Other WCF allies have echoed this supposed anti-colonial rhetoric. Ann Kioko, a founder of African Organization for the Family (a WCF partner), has helped organize WCF regional conferences in Africa. She has called homosexuality “a learned behavior” imported from the West.

Shaping political discourse

WCF’s emphasis on the “natural family” and “demographic winter” has played into nationalist sentiment — especially in Europe — and it has been especially influential due to the roster of influencers that WCF is able to attract, which includes ministers and presidents, some of whom regularly open its conferences. (Members of the WCF also occasionally travel and meet with civil society leaders in their own capacity.)

This ideological influence (or at the very least, convergence of ideas) was apparent in 2007 when the former Polish president Lech Kaczynski highlighted, in his opening of the WCF forum in Warsaw, that if the homosexual "approach to sexual life were to be promoted on a grand scale, the human race would disappear." Some of Vladimir Putin’s rhetoric similarly echoes that of the WCF: Putin declared in a 2014 address, “Europeans are dying out ... and gay marriages don’t produce children.”

Viktor Orban, the far-right prime minister of Hungary, opened the eleventh WCF forum by decrying the fact that “Europe was under siege” from hundreds of thousands of illegal immigrants, and then tied it to demographic winter, saying that “Europe, our common homeland, is losing out in the population competition between great civilizations.” He went on to lament that fewer marriages were producing fewer children and the population is aging and therefore declining. Rather than relying on immigration, Orban said, “we must solve our demographic problems by relying on our own resources and mobilizing our own reserves” and, he continued, “by renewing ourselves spiritually.”

WCF enables politicians to connect the dots between narratives of demographic and civilizational decline, creating a more palatable narrative for anti-LGBT and anti-immigrant policies and views, one that is particularly popular in Eastern Europe’s far-right climate.

WCF and its allies are shifting a human rights narrative to the right, and getting their exclusionary definition of the family and tradition approved and recognized in country after country, which further marginalizes LGBT people, reduces access to reproductive healthcare, and stigmatizes those who do not conform to their definitions of what a family is. With allies from Australia to Brazil, and from the European Parliament to the Russian Kremlin, the World Congress of Families has created an influential network that seeks to marginalize LGBT people and severely curtail access to reproductive healthcare.

Increasingly, the language of the natural family is becoming adopted, whether at the United Nations, which passed a resolution proposed by Russia for “a better understanding of traditional values of humankind,” or in the European Union, or countries around the world.

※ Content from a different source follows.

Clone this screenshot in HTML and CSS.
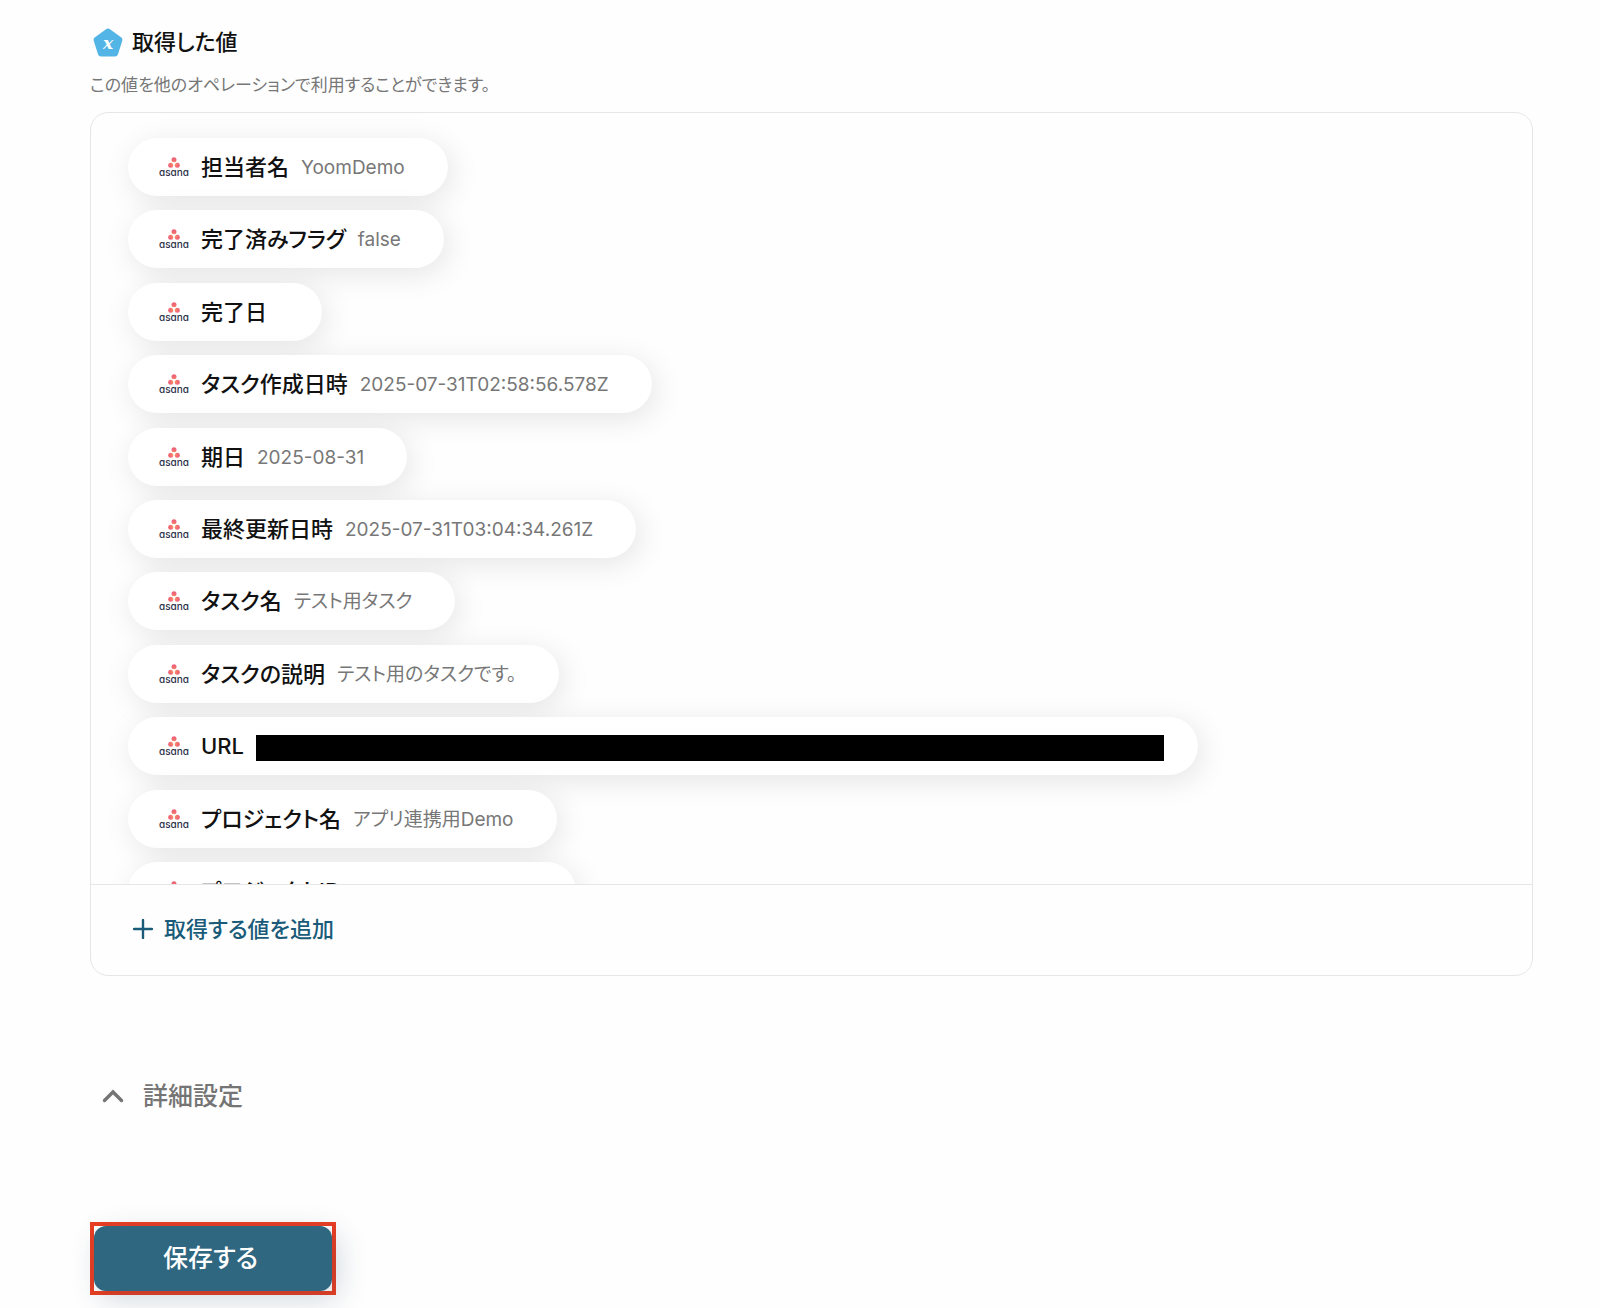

Given the enthusiasm for its “demographic winter” and “natural family” ideas in Eastern Europe, WCF currently appears to be focusing major organizing efforts there. It held its 2016 gathering in Tbilisi, Georgia, and its 2017 gathering in Budapest, Hungary. It will meet in Chisinau, Moldova, in 2018 and, according to the news site Balkan Insight, Moldovan media reported that Moldovan president Igor Dodon met with Russian oligarch Konstantin Malofeyev in Athens, Greece, in August 2017 and asked him to finance the event.

Balkan Insight notes that the main sponsors of WCF are Malofeyev and Vladimir Yakunin, both conservative oligarchs with close ties to the Kremlin who finance Russia-friendly and Christian Orthodox initiatives in former Soviet countries and in the West.